Finn’s comments came as part of a broader analysis of power, in which he argued that theologians have been insufficiently attentive to the way that power operates, which he described as “part of the software of daily life.” He drew on his experience in community organizing, as well as in higher education, to lay out a theory of how power – in both good and bad forms – works in daily human interactions.

An understanding of power, Finn suggested, among other things leads to an appreciation for the importance of maintaining relationships in obtaining one’s aims. He quoted a maxim among community organizers that the most powerful person in a community is usually the one with the longest list of phone numbers.

“Don’t alienate someone except on those rare occasions when you’re sure it would do more good than harm for the cause,” he advised.

Finn noted that this is a special challenge in relationships between theologians and bishops, since the situation has changed dramatically from the days when priest-theologians would regularly have dinner with the bishop at the table of the refectory.
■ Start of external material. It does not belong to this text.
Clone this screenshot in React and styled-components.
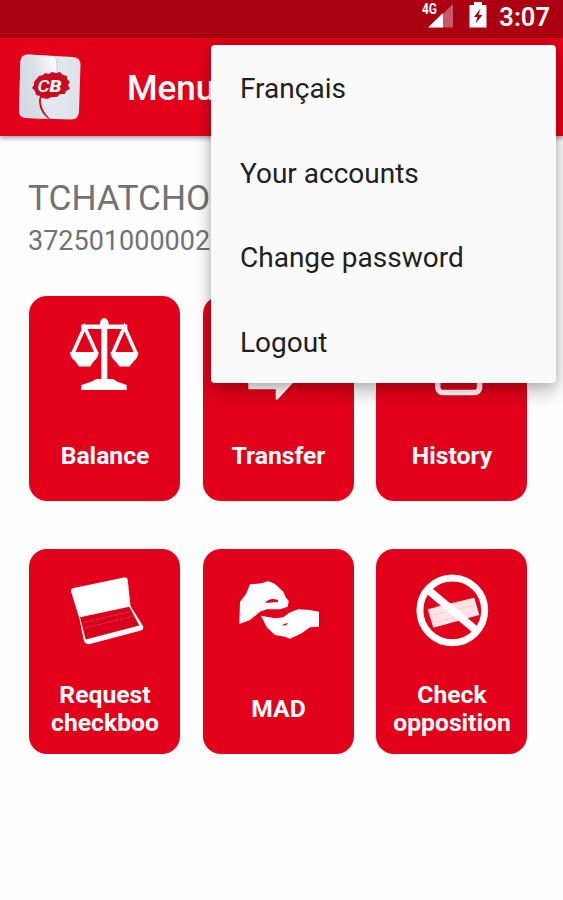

He cited his experience of working with the U.S. bishops on the issue of the mandatum, or the license that a Catholic theologian is supposed to obtain from the local bishop. Three bishops thanked him for being “reasonable,” Finn noted, suggesting an impression of theologians as generally unreasonable that, he argued, would not survive actual personal contact with them.

Avoiding contact with people with whom one disagrees, he said, is a “sophomoric strategy.”

To what extent Finn’s sentiments represent a majority in the CTSA is difficult to gauge, but his address drew a standing ovation Sunday morning. It’s also revealing that the CTSA did not put out a public statement on the Vatican’s recent critical notification on two books by Jesuit Fr. Jon Sobrino of El Salvador, a famed liberation theologian, but rather decided to organize a discussion of his theology at their next meeting.